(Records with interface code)

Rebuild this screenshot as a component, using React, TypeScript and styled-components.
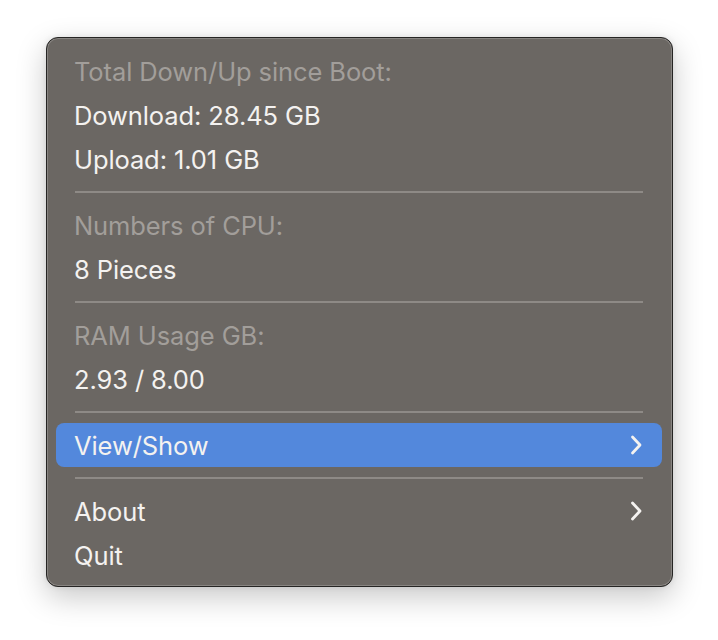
import { styled, createGlobalStyle } from 'styled-components';

const GlobalStyle = createGlobalStyle`
  html, body {
    margin:0;
    padding:0;
    background:#FFFFFF;
  }
  body {
    font-family: Inter, "Noto Sans", "Liberation Sans", sans-serif;
    -webkit-font-smoothing: antialiased;
  }
`;

type Row = { label: string; muted?: boolean; active?: boolean; submenu?: boolean };

const groups: Row[][] = [
  [
    { label: "Total Down/Up since Boot:", muted: true },
    { label: "Download: 28.45 GB" },
    { label: "Upload: 1.01 GB" },
  ],
  [
    { label: "Numbers of CPU:", muted: true },
    { label: "8 Pieces" },
  ],
  [
    { label: "RAM Usage GB:", muted: true },
    { label: "2.93 / 8.00" },
  ],
  [{ label: "View/Show", active: true, submenu: true }],
  [
    { label: "About", submenu: true },
    { label: "Quit" },
  ],
];

const Chevron = () => (
  <svg width="13" height="20" viewBox="0 0 13 20" fill="none">
    <path d="M2.5 2 L10 10 L2.5 18" stroke="#F4F2F0" strokeWidth="2.8" strokeLinecap="round" strokeLinejoin="round" />
  </svg>
);

function App() {
  return (
    <>
      <GlobalStyle />
      <Page>
        <Menu>
          {groups.map((group, gi) => (
            <div key={gi}>
              {gi > 0 && <Separator />}
              {group.map((row) => (
                <Item key={row.label} $active={row.active}>
                  <Label $muted={row.muted}>{row.label}</Label>
                  {row.submenu && <Chevron />}
                </Item>
              ))}
            </div>
          ))}
        </Menu>
      </Page>
    </>
  );
}

export default App;

const Page = styled.div`
  width:718px;
  height:640px;
  padding:37px 0 0 46px;
  box-sizing:border-box;
`;

const Menu = styled.div`
  width:627px;
  box-sizing:border-box;
  padding:11px 10px 9px 9px;
  background-color:#6B6763;
  border:1px solid #262524;
  border-radius:12px;
  box-shadow: inset 0 0 0 1px rgba(255,255,255,0.2), 0 10px 30px rgba(0,0,0,0.22), 0 0 6px rgba(0,0,0,0.08);
`;

const Item = styled.div<{ $active?: boolean }>`
  height:44px;
  display:flex;
  align-items:center;
  justify-content:space-between;
  padding:0 19px 0 18px;
  border-radius:8px;
  background-color:${(p) => (p.$active ? "#5388DC" : "transparent")};
`;

const Label = styled.span<{ $muted?: boolean }>`
  font-size:25.5px;
  font-weight:400;
  letter-spacing:-0.1px;
  color:${(p) => (p.$muted ? "#A29E9A" : "#F4F2F0")};
`;

const Separator = styled.div`
  height:2px;
  margin:10px 19px 10px 19px;
  background-color:#8E8A86;
`;
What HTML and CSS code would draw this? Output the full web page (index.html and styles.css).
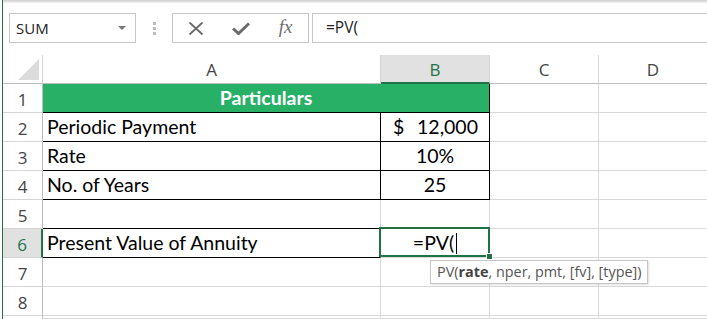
FILE: index.html
```html
<!DOCTYPE html>
<html lang="en">
<head>
  <meta charset="UTF-8" />
  <title>PV formula</title>
  <link rel="stylesheet" href="styles.css">
</head>
<body>
  <div class="app">
    <div class="ribbon-edge"></div>

    <div class="formula-bar">
      <div class="name-box"><span>SUM</span><span class="caret"></span></div>
      <div class="grip"><i></i><i></i><i></i></div>
      <div class="fx-buttons">
        <span class="slot">
          <svg width="16" height="15" viewBox="0 0 16 15"><path d="M1.5 1.5 L14.5 13.5 M14.5 1.5 L1.5 13.5" stroke="#6a6a6a" stroke-width="1.8" fill="none"/></svg>
        </span>
        <span class="slot">
          <svg width="18" height="13" viewBox="0 0 18 13"><path d="M1 6.5 L6.5 11.5 L17 1.5" stroke="#6a6a6a" stroke-width="3" fill="none" stroke-linejoin="miter"/></svg>
        </span>
        <span class="slot fx">fx</span>
      </div>
      <div class="formula-input">=PV(</div>
    </div>

    <div class="sheet">
      <div class="corner">
        <svg width="39" height="28" viewBox="0 0 39 28"><polygon points="15,25 36,4 36,25" fill="#dcdcdc"/></svg>
      </div>
      <div class="col-head">A</div>
      <div class="col-head active">B</div>
      <div class="col-head">C</div>
      <div class="col-head">D</div>

      <div class="row-head">1</div>
      <div class="cell title">Particulars</div>
      <div class="cell"></div>
      <div class="cell"></div>

      <div class="row-head">2</div>
      <div class="cell bb br">Periodic Payment</div>
      <div class="cell bb br money"><span>$</span><span>12,000</span></div>
      <div class="cell"></div>
      <div class="cell"></div>

      <div class="row-head">3</div>
      <div class="cell bb br">Rate</div>
      <div class="cell bb br center">10%</div>
      <div class="cell"></div>
      <div class="cell"></div>

      <div class="row-head">4</div>
      <div class="cell bb br">No. of Years</div>
      <div class="cell bb br center">25</div>
      <div class="cell"></div>
      <div class="cell"></div>

      <div class="row-head">5</div>
      <div class="cell bb"></div>
      <div class="cell"></div>
      <div class="cell"></div>
      <div class="cell"></div>

      <div class="row-head active">6</div>
      <div class="cell bb">Present Value of Annuity</div>
      <div class="cell center editing">=PV(<span class="cursor"></span></div>
      <div class="cell"></div>
      <div class="cell"></div>

      <div class="row-head">7</div>
      <div class="cell"></div>
      <div class="cell"></div>
      <div class="cell"></div>
      <div class="cell"></div>

      <div class="row-head">8</div>
      <div class="cell"></div>
      <div class="cell"></div>
      <div class="cell"></div>
      <div class="cell"></div>

      <div class="row-head tail"></div>
      <div class="cell tail"></div>
      <div class="cell tail"></div>
      <div class="cell tail"></div>
      <div class="cell tail"></div>
    </div>

    <div class="tip">PV(<b>rate</b>, nper, pmt, [fv], [type])</div>
  </div>
</body>
</html>
```

FILE: styles.css
```css
* { box-sizing: border-box; }
html, body { margin: 0; height: 319px; overflow: hidden; background: #fff; }
body { font-family: "Open Sans", "DejaVu Sans", sans-serif; color: #444; }

.app { position: relative; margin-left: 2px; border-left: 1px solid #217346; height: 319px; }
.ribbon-edge { height: 3px; background: linear-gradient(#cfcfcf, #f4f4f4); }

/* formula bar */
.formula-bar { display: flex; align-items: center; height: 30px; margin-top: 10px; }
.name-box { display: flex; align-items: center; width: 127px; height: 30px; margin-left: 6px; padding: 0 9px 0 6px; border: 1px solid #c6c6c6; font-size: 15px; color: #222; }
.caret { margin-left: auto; border-top: 4px solid #777; border-left: 4px solid transparent; border-right: 4px solid transparent; }
.grip { display: flex; flex-direction: column; gap: 2px; margin-left: 17px; }
.grip i { display: block; width: 3px; height: 3px; background: #bdbdbd; }
.fx-buttons { display: flex; align-items: center; width: 137px; height: 30px; margin-left: 16px; border: 1px solid #c6c6c6; }
.slot { display: flex; justify-content: center; align-items: center; width: 45px; }
.fx { font-family: "Liberation Serif", serif; font-style: italic; font-size: 19px; color: #6f6f6f; padding-bottom: 2px; }
.formula-input { flex: 1; height: 30px; margin-left: 3px; padding-left: 13px; border: 1px solid #c6c6c6; border-right: none; font-size: 15.5px; line-height: 27px; color: #222; }

/* sheet grid */
.sheet { display: grid; grid-template-columns: 40px 338px 109px 109px 109px; grid-template-rows: repeat(9, 29px) 3px; margin-top: 12px; }
.corner { border-right: 1px solid #d4d4d4; border-bottom: 1px solid #bdbdbd; }
.corner svg { display: block; }
.col-head { display: flex; justify-content: center; align-items: center; border-right: 1px solid #d4d4d4; border-bottom: 1px solid #bdbdbd; font-size: 17px; padding-top: 1px; }
.col-head.active { background: #e1e1e1; color: #217346; border-bottom: 2px solid #217346; }
.row-head { display: flex; justify-content: center; align-items: center; border-right: 1px solid #bdbdbd; border-bottom: 1px solid #d4d4d4; font-size: 17px; padding-top: 2px; }
.row-head.active { background: #e1e1e1; color: #217346; border-right: 2px solid #217346; }
.tail { border-bottom: none; }

.cell { display: flex; align-items: flex-end; padding: 0 4px 2px; border-right: 1px solid #d9d9d9; border-bottom: 1px solid #d9d9d9; font-family: Lato, "Open Sans", sans-serif; font-size: 19.5px; line-height: 24px; color: #000; white-space: nowrap; }
.cell.bb { border-bottom-color: #000; }
.cell.br { border-right-color: #000; }
.cell.center { justify-content: center; }
.cell.money { justify-content: space-between; padding: 0 11px 2px 12px; }
.cell.title { grid-column: span 2; justify-content: center; align-items: center; background: #29b067; color: #fff; font-weight: bold; border-right-color: #000; border-bottom-color: #000; padding: 0 0 1px; }

.cell.editing { position: relative; padding-left: 4px; }
.cell.editing::after { content: ""; position: absolute; top: -2px; left: -2px; right: -1px; bottom: 0; border: 2px solid #217346; }
.cell.editing::before { content: ""; position: absolute; right: -4px; bottom: -3px; width: 5px; height: 5px; background: #217346; border: 1px solid #fff; box-sizing: content-box; z-index: 1; }
.cursor { display: inline-block; width: 1px; height: 21px; background: #000; margin: 0 0 1px 2px; align-self: flex-end; }

.tip { position: absolute; left: 427px; top: 260px; width: 218px; height: 24px; padding-left: 6px; border: 1px solid #c6c6c6; background: #fff; box-shadow: 1px 1px 2px rgba(0,0,0,0.12); font-size: 14.4px; line-height: 22px; color: #555; white-space: nowrap; }
.tip b { color: #444; }
```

**Problem:**
Within the listing above, copy each line that has the string "index".

**Result of the exercise:**
What HTML and CSS code would draw this? Output the full web page (index.html and styles.css).
FILE: index.html
.cell.editing::before { content: ""; position: absolute; right: -4px; bottom: -3px; width: 5px; height: 5px; background: #217346; border: 1px solid #fff; box-sizing: content-box; z-index: 1; }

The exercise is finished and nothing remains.